Abstracts

A rapidly growing number of studies deals with the prediction of epileptic seizures. For this purpose, various techniques derived from linear and nonlinear time series analysis have been applied to the EEG of epilepsy patients. In none of these works, however, the performance of the seizure prediction statistics is tested against a null hypothesis, an otherwise ubiquitous concept in science. In consequence, the evaluation of the reported performance values is problematic. Here we propose the technique of seizure time surrogates based on a Monte Carlo simulation to remedy this deficit. Our approach allows to formally test the null hypothesis of the non-existence of the pre-ictal state.
To illustrate the technique of seizure time surrogates we analyzed the spatiotemporal distribution of a nonlinear measure ([xi]) that was calculated from the intracranial EEG of patients with mesial temporal lobe epilepsy. Seizure time surrogates were constructed by replacing the original seizure times with times randomly chosen from the interictal intervals. The total number of seizures and the distribution of intervals between consecutive seizures were imposed as constraints on the seizure time surrogates. From the time profiles of [xi], a simple evaluation statistics was calculated for the original seizure times as well as for an ensemble of nineteen seizure time surrogates. The measure [xi] together with the applied evaluation statistics are referred to as seizure prediction statistics, the performance of which is denoted by R. Provided that a pre-ictal state exists and that our prediction statistics is be able to detect it, highest values of R should be obtained for the original seizure times.

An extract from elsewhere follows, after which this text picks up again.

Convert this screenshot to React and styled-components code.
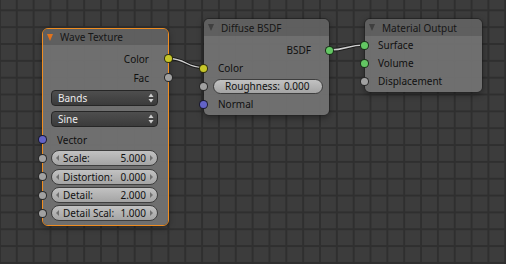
import React from "react";
import styled, { createGlobalStyle } from "styled-components";

const GlobalStyle = createGlobalStyle`
  html, body { margin: 0; padding: 0; background: #3c3c3c; }
  body { font-family: "Noto Sans", "DejaVu Sans", sans-serif; }
`;

const Canvas = styled.div`
  position: relative;
  width: 506px;
  height: 264px;
  overflow: hidden;
  background-color: #3c3c3c;
  background-image:
    linear-gradient(to right, #2f2f2f 1.5px, transparent 1.5px),
    linear-gradient(to bottom, #2f2f2f 1.5px, transparent 1.5px);
  background-size: 16.85px 16.85px;
  background-position: 15.8px 9.3px;
`;

const Wires = styled.svg`
  position: absolute;
  left: 0;
  top: 0;
  pointer-events: none;
`;

const NodeBox = styled.div`
  position: absolute;
  left: ${(p) => p.$x}px;
  top: ${(p) => p.$y}px;
  width: ${(p) => p.$w}px;
  box-sizing: border-box;
  border: 1px solid ${(p) => (p.$selected ? "#ef8d21" : "rgba(20,20,20,0.55)")};
  border-radius: 6px;
  box-shadow: 0 2px 6px rgba(0, 0, 0, 0.35);
`;

const Header = styled.div`
  height: ${(p) => p.$h}px;
  display: flex;
  align-items: center;
  gap: 6px;
  padding-left: 4px;
  background: rgba(99, 99, 99, 0.92);
  border-radius: 5px 5px 0 0;
`;

const Triangle = styled.span`
  width: 0;
  height: 0;
  border-left: 3.5px solid transparent;
  border-right: 3.5px solid transparent;
  border-top: 7px solid ${(p) => p.$color};
  margin-right: 1px;
`;

const Title = styled.span`
  font-size: 10px;
  color: #161616;
  line-height: 1;
`;

const Body = styled.div`
  display: flex;
  flex-direction: column;
  padding: ${(p) => p.$pt}px 0 ${(p) => p.$pb}px;
  background: rgba(116, 116, 116, 0.92);
  border-radius: 0 0 5px 5px;
`;

const Row = styled.div`
  position: relative;
  height: ${(p) => p.$h}px;
  margin-top: ${(p) => p.$mt || 0}px;
  display: flex;
  align-items: center;
  justify-content: ${(p) => (p.$out ? "flex-end" : "flex-start")};
  padding: 0 ${(p) => p.$pr || 0}px 0 ${(p) => p.$pl || 0}px;
`;

const Label = styled.span`
  font-size: 10px;
  color: #101010;
  line-height: 1;
`;

const Socket = styled.span`
  position: absolute;
  top: 50%;
  ${(p) => (p.$out ? "right: -5px;" : "left: -5px;")}
  width: 9px;
  height: 9px;
  box-sizing: border-box;
  margin-top: -4.5px;
  border-radius: 50%;
  background: ${(p) => p.$color};
  border: 1px solid rgba(0, 0, 0, 0.75);
`;

const Dropdown = styled.div`
  flex: 1;
  height: 16px;
  box-sizing: border-box;
  display: flex;
  align-items: center;
  justify-content: space-between;
  padding: 0 3px 0 6px;
  border: 1px solid #262626;
  border-radius: 4px;
  background: linear-gradient(to bottom, #4e4e4e, #3b3b3b);
  color: #ececec;
  font-size: 10px;
`;

const NumField = styled.div`
  flex: 1;
  height: ${(p) => p.$h || 16}px;
  box-sizing: border-box;
  display: flex;
  align-items: center;
  gap: 4px;
  padding: 0 ${(p) => p.$pr}px 0 ${(p) => p.$pl}px;
  border: 1px solid #3e3e3e;
  border-radius: 8px;
  background: linear-gradient(to bottom, #c2c2c2, #a4a4a4);
  color: #111;
  font-size: 10px;
`;

const FieldLabel = styled.span`
  flex: 1;
  white-space: nowrap;
`;

const Arrow = styled.span`
  width: 0;
  height: 0;
  border-top: 3px solid transparent;
  border-bottom: 3px solid transparent;
  ${(p) =>
    p.$dir === "left"
      ? "border-right: 3.5px solid #707070;"
      : "border-left: 3.5px solid #707070;"}
`;

const UpDown = () => (
  <svg width="6" height="10" viewBox="0 0 6 10">
    <path d="M3 0.5 L5.5 4 L0.5 4 Z" fill="#cfcfcf" />
    <path d="M3 9.5 L5.5 6 L0.5 6 Z" fill="#cfcfcf" />
  </svg>
);

const Slider = ({ label, value }) => (
  <NumField $pl={4} $pr={4}>
    <Arrow $dir="left" />
    <FieldLabel>{label}</FieldLabel>
    <span>{value}</span>
    <Arrow $dir="right" />
  </NumField>
);

const COLORS = {
  color: "#c7c729",
  value: "#a1a1a1",
  vector: "#6363c7",
  shader: "#63c763",
};

export default function App() {
  return (
    <>
      <GlobalStyle />
      <Canvas>
        <Wires width="506" height="264" viewBox="0 0 506 264">
          <g fill="none" strokeLinecap="round">
            <path d="M168.5 58.5 C 186 58.5, 186 67.5, 203.5 67.5" stroke="rgba(25,25,25,0.9)" strokeWidth="3.4" />
            <path d="M168.5 58.5 C 186 58.5, 186 67.5, 203.5 67.5" stroke="#cfcfcf" strokeWidth="1.4" />
            <path d="M329.5 50 C 347 50, 347 45, 364.5 45" stroke="rgba(25,25,25,0.9)" strokeWidth="3.4" />
            <path d="M329.5 50 C 347 50, 347 45, 364.5 45" stroke="#cfcfcf" strokeWidth="1.4" />
          </g>
        </Wires>

        <NodeBox $x={42} $y={28} $w={127} $selected>
          <Header $h={16}>
            <Triangle $color="#e2731c" />
            <Title>Wave Texture</Title>
          </Header>
          <Body $pt={4} $pb={4}>
            <Row $h={19} $out $pr={19}>
              <Label>Color</Label>
              <Socket $out $color={COLORS.color} />
            </Row>
            <Row $h={19} $out $pr={19}>
              <Label>Fac</Label>
              <Socket $out $color={COLORS.value} />
            </Row>
            <Row $h={16} $mt={3} $pl={8} $pr={10}>
              <Dropdown>
                <span>Bands</span>
                <UpDown />
              </Dropdown>
            </Row>
            <Row $h={16} $mt={4.7} $pl={8} $pr={10}>
              <Dropdown>
                <span>Sine</span>
                <UpDown />
              </Dropdown>
            </Row>
            <Row $h={19} $mt={3.8} $pl={14}>
              <Label>Vector</Label>
              <Socket $color={COLORS.vector} />
            </Row>
            <Row $h={16} $mt={1} $pl={8} $pr={10}>
              <Socket $color={COLORS.value} />
              <Slider label="Scale:" value="5.000" />
            </Row>
            <Row $h={16} $mt={2.33} $pl={8} $pr={10}>
              <Socket $color={COLORS.value} />
              <Slider label="Distortion:" value="0.000" />
            </Row>
            <Row $h={16} $mt={2.33} $pl={8} $pr={10}>
              <Socket $color={COLORS.value} />
              <Slider label="Detail:" value="2.000" />
            </Row>
            <Row $h={16} $mt={2.33} $pl={8} $pr={10}>
              <Socket $color={COLORS.value} />
              <Slider label="Detail Scal:" value="1.000" />
            </Row>
          </Body>
        </NodeBox>

        <NodeBox $x={203} $y={18} $w={127}>
          <Header $h={17}>
            <Triangle $color="#3f3f3f" />
            <Title>Diffuse BSDF</Title>
          </Header>
          <Body $pt={5} $pb={2}>
            <Row $h={18} $out $pr={18}>
              <Label>BSDF</Label>
              <Socket $out $color={COLORS.shader} />
            </Row>
            <Row $h={18} $pl={14}>
              <Label>Color</Label>
              <Socket $color={COLORS.color} />
            </Row>
            <Row $h={18} $pl={9} $pr={9}>
              <Socket $color={COLORS.value} />
              <NumField $h={15} $pl={11} $pr={13}>
                <FieldLabel>Roughness:</FieldLabel>
                <span>0.000</span>
              </NumField>
            </Row>
            <Row $h={18} $pl={14}>
              <Label>Normal</Label>
              <Socket $color={COLORS.vector} />
            </Row>
          </Body>
        </NodeBox>

        <NodeBox $x={364} $y={18} $w={119}>
          <Header $h={17}>
            <Triangle $color="#3f3f3f" />
            <Title>Material Output</Title>
          </Header>
          <Body $pt={0} $pb={2}>
            <Row $h={18} $pl={13}>
              <Label>Surface</Label>
              <Socket $color={COLORS.shader} />
            </Row>
            <Row $h={18} $pl={13}>
              <Label>Volume</Label>
              <Socket $color={COLORS.shader} />
            </Row>
            <Row $h={18} $pl={13}>
              <Label>Displacement</Label>
              <Socket $color={COLORS.value} />
            </Row>
          </Body>
        </NodeBox>
      </Canvas>
    </>
  );
}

We obtained a rather high value of R for the original seizure times. At the first glance, this finding could be regarded as evidence for the existence of a pre-ictal state and the capability of the seizure prediction statistic to detect it. However, the value of R obtained for the original seizure times was well within the distribution of R values obtained for the seizure time surrogates. Hence, our technique allowed to successfully disclose the insignificance of a high value of the performance of a seizure prediction statistics.
The aim of the present study was not to prove or disprove the existence of a pre-ictal state. Neither was our aim to propose a certain seizure prediction statistics. Rather, the aim was to introduce the technique of seizure time surrogates that allows to validate the performance of any given seizure prediction statistics. We have provided an example where this technique helped to disclose tantalizing results of a seizure prediction statistics as misleading. In future applications, we expect seizure time surrogates to be a powerful tool to differentiate statistics unsuited for a detection of the pre-ictal state from more promising approaches.